* **Source data**
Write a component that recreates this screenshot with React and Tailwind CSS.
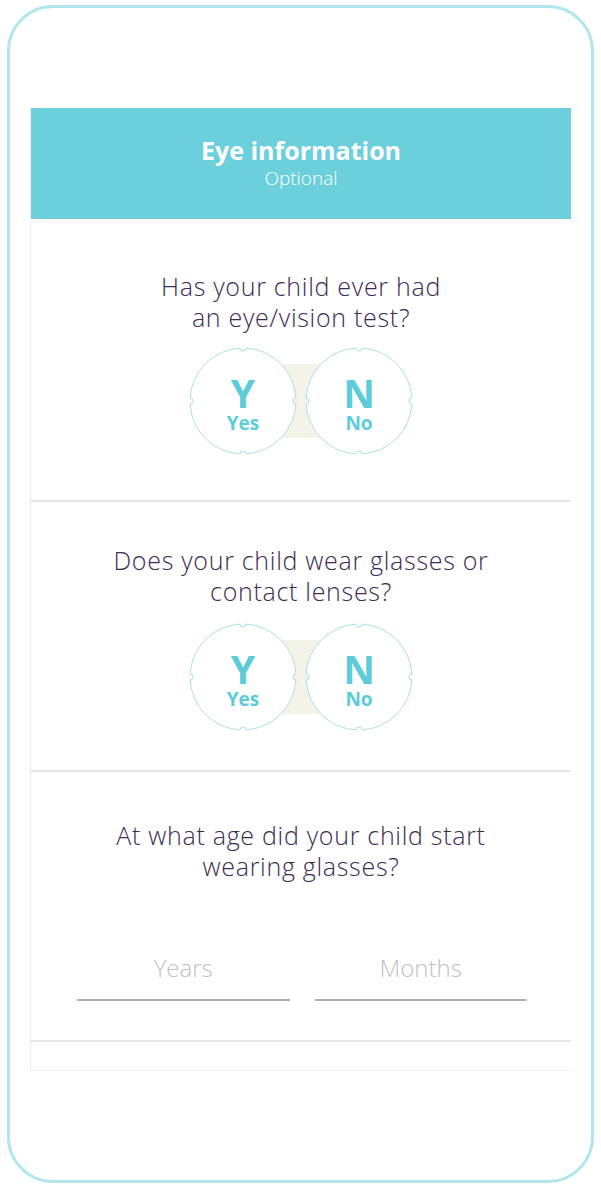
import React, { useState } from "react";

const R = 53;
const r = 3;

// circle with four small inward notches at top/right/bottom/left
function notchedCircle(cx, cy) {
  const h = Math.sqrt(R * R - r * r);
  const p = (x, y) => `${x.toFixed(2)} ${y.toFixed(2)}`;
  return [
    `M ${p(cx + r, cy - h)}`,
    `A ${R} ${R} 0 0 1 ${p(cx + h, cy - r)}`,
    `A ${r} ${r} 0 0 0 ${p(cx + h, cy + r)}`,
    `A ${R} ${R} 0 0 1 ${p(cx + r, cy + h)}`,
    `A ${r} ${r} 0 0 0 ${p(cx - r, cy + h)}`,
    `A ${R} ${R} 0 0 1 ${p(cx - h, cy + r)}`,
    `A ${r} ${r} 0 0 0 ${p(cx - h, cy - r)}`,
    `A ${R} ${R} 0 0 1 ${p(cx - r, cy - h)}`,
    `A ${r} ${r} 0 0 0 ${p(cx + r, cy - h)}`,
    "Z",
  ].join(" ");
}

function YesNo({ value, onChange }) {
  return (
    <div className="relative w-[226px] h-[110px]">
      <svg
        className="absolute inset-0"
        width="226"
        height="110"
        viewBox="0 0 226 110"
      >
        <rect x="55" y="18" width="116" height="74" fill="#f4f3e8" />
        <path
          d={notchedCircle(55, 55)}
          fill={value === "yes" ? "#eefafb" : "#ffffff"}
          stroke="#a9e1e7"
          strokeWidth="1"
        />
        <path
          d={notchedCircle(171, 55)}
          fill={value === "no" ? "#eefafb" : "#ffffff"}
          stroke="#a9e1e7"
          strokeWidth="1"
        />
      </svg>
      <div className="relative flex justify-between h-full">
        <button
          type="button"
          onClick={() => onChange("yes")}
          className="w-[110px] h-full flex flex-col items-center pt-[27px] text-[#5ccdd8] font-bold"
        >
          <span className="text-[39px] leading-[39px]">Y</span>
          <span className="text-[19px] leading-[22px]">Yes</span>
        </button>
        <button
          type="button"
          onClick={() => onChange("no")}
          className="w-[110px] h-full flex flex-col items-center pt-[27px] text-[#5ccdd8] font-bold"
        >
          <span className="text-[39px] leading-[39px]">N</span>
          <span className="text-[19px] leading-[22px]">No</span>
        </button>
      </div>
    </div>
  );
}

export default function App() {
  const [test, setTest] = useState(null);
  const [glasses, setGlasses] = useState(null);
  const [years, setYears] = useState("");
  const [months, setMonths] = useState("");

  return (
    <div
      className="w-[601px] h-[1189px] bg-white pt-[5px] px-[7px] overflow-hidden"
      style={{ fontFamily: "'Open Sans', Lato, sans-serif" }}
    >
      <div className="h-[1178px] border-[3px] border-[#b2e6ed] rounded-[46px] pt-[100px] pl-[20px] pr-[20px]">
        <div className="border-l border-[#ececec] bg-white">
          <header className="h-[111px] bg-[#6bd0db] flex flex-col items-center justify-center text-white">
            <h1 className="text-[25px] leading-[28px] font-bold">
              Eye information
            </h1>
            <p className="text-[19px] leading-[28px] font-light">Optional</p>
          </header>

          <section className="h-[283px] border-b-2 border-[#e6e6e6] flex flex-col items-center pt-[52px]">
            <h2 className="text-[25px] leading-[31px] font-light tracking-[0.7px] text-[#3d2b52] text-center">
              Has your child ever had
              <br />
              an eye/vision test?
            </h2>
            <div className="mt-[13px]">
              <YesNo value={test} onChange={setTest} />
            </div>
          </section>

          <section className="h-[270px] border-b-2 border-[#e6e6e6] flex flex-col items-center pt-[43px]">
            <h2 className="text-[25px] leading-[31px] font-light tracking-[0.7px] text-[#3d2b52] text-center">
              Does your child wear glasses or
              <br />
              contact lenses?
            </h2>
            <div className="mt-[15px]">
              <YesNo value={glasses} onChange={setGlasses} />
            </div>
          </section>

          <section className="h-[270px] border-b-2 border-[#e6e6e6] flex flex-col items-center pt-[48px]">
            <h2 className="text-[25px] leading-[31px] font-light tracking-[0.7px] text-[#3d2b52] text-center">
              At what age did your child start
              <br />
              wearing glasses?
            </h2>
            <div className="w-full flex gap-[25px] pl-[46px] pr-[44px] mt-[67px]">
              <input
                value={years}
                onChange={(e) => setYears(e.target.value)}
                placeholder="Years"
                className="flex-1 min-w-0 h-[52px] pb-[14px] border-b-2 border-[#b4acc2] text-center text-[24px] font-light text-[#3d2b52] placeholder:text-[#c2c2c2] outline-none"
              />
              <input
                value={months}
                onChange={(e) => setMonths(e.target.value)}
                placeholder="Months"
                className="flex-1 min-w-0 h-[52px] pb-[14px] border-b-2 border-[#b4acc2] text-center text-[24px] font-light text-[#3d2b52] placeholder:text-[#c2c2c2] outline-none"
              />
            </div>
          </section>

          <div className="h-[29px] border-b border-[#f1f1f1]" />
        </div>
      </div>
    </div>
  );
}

* **What is needed**
Quote the material in full and exactly; do not carry over its pictures.

* **Exercise output**
Write a component that recreates this screenshot with React and Tailwind CSS.
import React, { useState } from "react";

const R = 53;
const r = 3;

// circle with four small inward notches at top/right/bottom/left
function notchedCircle(cx, cy) {
  const h = Math.sqrt(R * R - r * r);
  const p = (x, y) => `${x.toFixed(2)} ${y.toFixed(2)}`;
  return [
    `M ${p(cx + r, cy - h)}`,
    `A ${R} ${R} 0 0 1 ${p(cx + h, cy - r)}`,
    `A ${r} ${r} 0 0 0 ${p(cx + h, cy + r)}`,
    `A ${R} ${R} 0 0 1 ${p(cx + r, cy + h)}`,
    `A ${r} ${r} 0 0 0 ${p(cx - r, cy + h)}`,
    `A ${R} ${R} 0 0 1 ${p(cx - h, cy + r)}`,
    `A ${r} ${r} 0 0 0 ${p(cx - h, cy - r)}`,
    `A ${R} ${R} 0 0 1 ${p(cx - r, cy - h)}`,
    `A ${r} ${r} 0 0 0 ${p(cx + r, cy - h)}`,
    "Z",
  ].join(" ");
}

function YesNo({ value, onChange }) {
  return (
    <div className="relative w-[226px] h-[110px]">
      <svg
        className="absolute inset-0"
        width="226"
        height="110"
        viewBox="0 0 226 110"
      >
        <rect x="55" y="18" width="116" height="74" fill="#f4f3e8" />
        <path
          d={notchedCircle(55, 55)}
          fill={value === "yes" ? "#eefafb" : "#ffffff"}
          stroke="#a9e1e7"
          strokeWidth="1"
        />
        <path
          d={notchedCircle(171, 55)}
          fill={value === "no" ? "#eefafb" : "#ffffff"}
          stroke="#a9e1e7"
          strokeWidth="1"
        />
      </svg>
      <div className="relative flex justify-between h-full">
        <button
          type="button"
          onClick={() => onChange("yes")}
          className="w-[110px] h-full flex flex-col items-center pt-[27px] text-[#5ccdd8] font-bold"
        >
          <span className="text-[39px] leading-[39px]">Y</span>
          <span className="text-[19px] leading-[22px]">Yes</span>
        </button>
        <button
          type="button"
          onClick={() => onChange("no")}
          className="w-[110px] h-full flex flex-col items-center pt-[27px] text-[#5ccdd8] font-bold"
        >
          <span className="text-[39px] leading-[39px]">N</span>
          <span className="text-[19px] leading-[22px]">No</span>
        </button>
      </div>
    </div>
  );
}

export default function App() {
  const [test, setTest] = useState(null);
  const [glasses, setGlasses] = useState(null);
  const [years, setYears] = useState("");
  const [months, setMonths] = useState("");

  return (
    <div
      className="w-[601px] h-[1189px] bg-white pt-[5px] px-[7px] overflow-hidden"
      style={{ fontFamily: "'Open Sans', Lato, sans-serif" }}
    >
      <div className="h-[1178px] border-[3px] border-[#b2e6ed] rounded-[46px] pt-[100px] pl-[20px] pr-[20px]">
        <div className="border-l border-[#ececec] bg-white">
          <header className="h-[111px] bg-[#6bd0db] flex flex-col items-center justify-center text-white">
            <h1 className="text-[25px] leading-[28px] font-bold">
              Eye information
            </h1>
            <p className="text-[19px] leading-[28px] font-light">Optional</p>
          </header>

          <section className="h-[283px] border-b-2 border-[#e6e6e6] flex flex-col items-center pt-[52px]">
            <h2 className="text-[25px] leading-[31px] font-light tracking-[0.7px] text-[#3d2b52] text-center">
              Has your child ever had
              <br />
              an eye/vision test?
            </h2>
            <div className="mt-[13px]">
              <YesNo value={test} onChange={setTest} />
            </div>
          </section>

          <section className="h-[270px] border-b-2 border-[#e6e6e6] flex flex-col items-center pt-[43px]">
            <h2 className="text-[25px] leading-[31px] font-light tracking-[0.7px] text-[#3d2b52] text-center">
              Does your child wear glasses or
              <br />
              contact lenses?
            </h2>
            <div className="mt-[15px]">
              <YesNo value={glasses} onChange={setGlasses} />
            </div>
          </section>

          <section className="h-[270px] border-b-2 border-[#e6e6e6] flex flex-col items-center pt-[48px]">
            <h2 className="text-[25px] leading-[31px] font-light tracking-[0.7px] text-[#3d2b52] text-center">
              At what age did your child start
              <br />
              wearing glasses?
            </h2>
            <div className="w-full flex gap-[25px] pl-[46px] pr-[44px] mt-[67px]">
              <input
                value={years}
                onChange={(e) => setYears(e.target.value)}
                placeholder="Years"
                className="flex-1 min-w-0 h-[52px] pb-[14px] border-b-2 border-[#b4acc2] text-center text-[24px] font-light text-[#3d2b52] placeholder:text-[#c2c2c2] outline-none"
              />
              <input
                value={months}
                onChange={(e) => setMonths(e.target.value)}
                placeholder="Months"
                className="flex-1 min-w-0 h-[52px] pb-[14px] border-b-2 border-[#b4acc2] text-center text-[24px] font-light text-[#3d2b52] placeholder:text-[#c2c2c2] outline-none"
              />
            </div>
          </section>

          <div className="h-[29px] border-b border-[#f1f1f1]" />
        </div>
      </div>
    </div>
  );
}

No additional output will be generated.